WHY NOT?: Paper-thin plot, piss-weak characters, out of touch satire.
Olivia Cole in GQ:
‘As combative and as vicious as ever, skewering the noughties as cruelly, as inventively and with as much screwy black comedy as he did in Money did the Eighties.’
‘Verbal hand grenade.’
Sameer Rahin in The Daily Telegraph:
‘Lionel Asbo is one of Amis’s best novels for years because he feels such a wicked affinity with his central character.’
‘Makes you laugh on nearly every page.’
Nicola Barker in The Guardian:
‘Amis is the daddy.’
‘Is this an offensive book? Hell, yes. Deeply. But then maybe modern England needs offending. Is this a readable book? It's a Big Mac made from filet mignon.’
‘It is every inch the novel that we all deserve. So let's give thanks that Martin Amis was bad enough and brave enough to write it.’
David Annand in The Daily Telegraph:
‘Stylistically unmatched.’
‘There are hints, too, of a new sensitivity.’
‘Incapable of writing an inelegant line.’
‘None of the ambition of Money or London Fields.’
‘A cheap, cloth-eared dig at the underclass.’
Leo Robson in The New Statesman:
‘A contentedly throwaway piece of work.’
Tim Martin in The Guardian:
‘Being this out of touch doesn’t bode well for what’s clearly intended as a state-of-the-nation novel.’
‘However grotesque and refracted; as it is, long stretches come off either as daft Little Britain cliché or as reactionary bluster.’
D.J. Taylor in The Independent:
‘Had me roaring with laughter.’
‘Martin Amis is one of those writers about whom it is increasingly difficult to find anything worth saying.’
Theo Tait in The Guardian:
‘Sentimentally incontinent’ ‘Lionel Asbo isn't a book that you'd press into someone's hands, like Money or The Rachel Papers.’
‘A thin comedy plot collides with dark, fevered visions, along with some deeply emotional, transparently autobiographical material.’

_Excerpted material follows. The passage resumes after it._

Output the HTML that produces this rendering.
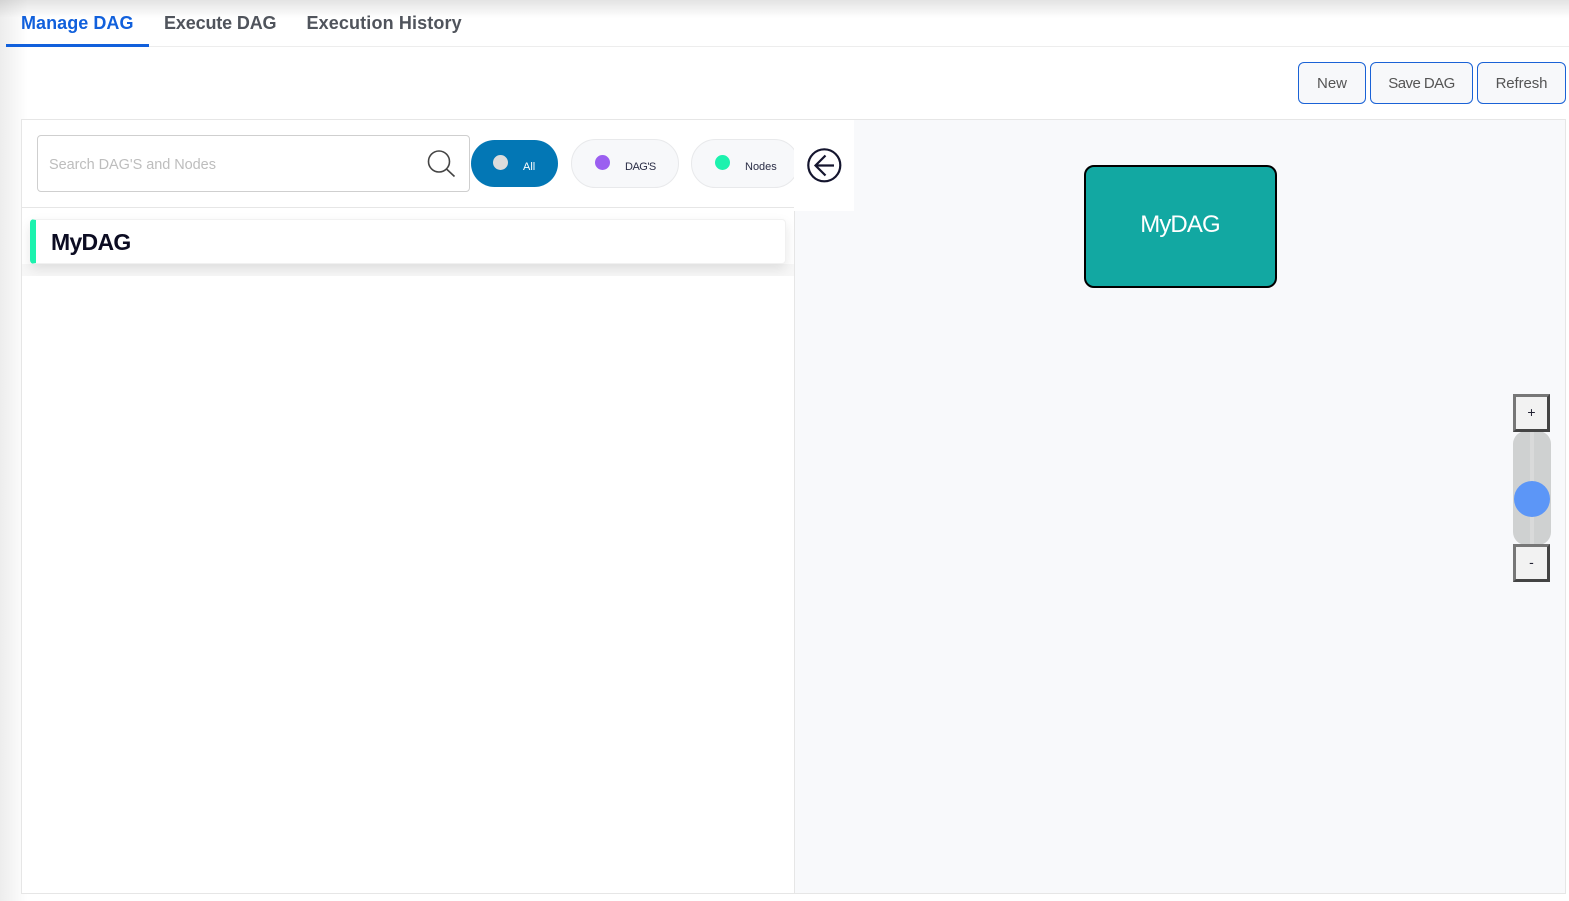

‘A clueless foray into popular culture and working-class life, conducted with Amis's trademark gaudy, repetitive insistence.’
‘A serious relapse.’
Emma Brockes in The Guardian:
‘With a few big exceptions – the New Yorker and the New York Review of Books have yet to pronounce – most of the US reviews for Lionel Asbo, Martin Amis's latest novel, are in. And they're not pretty.’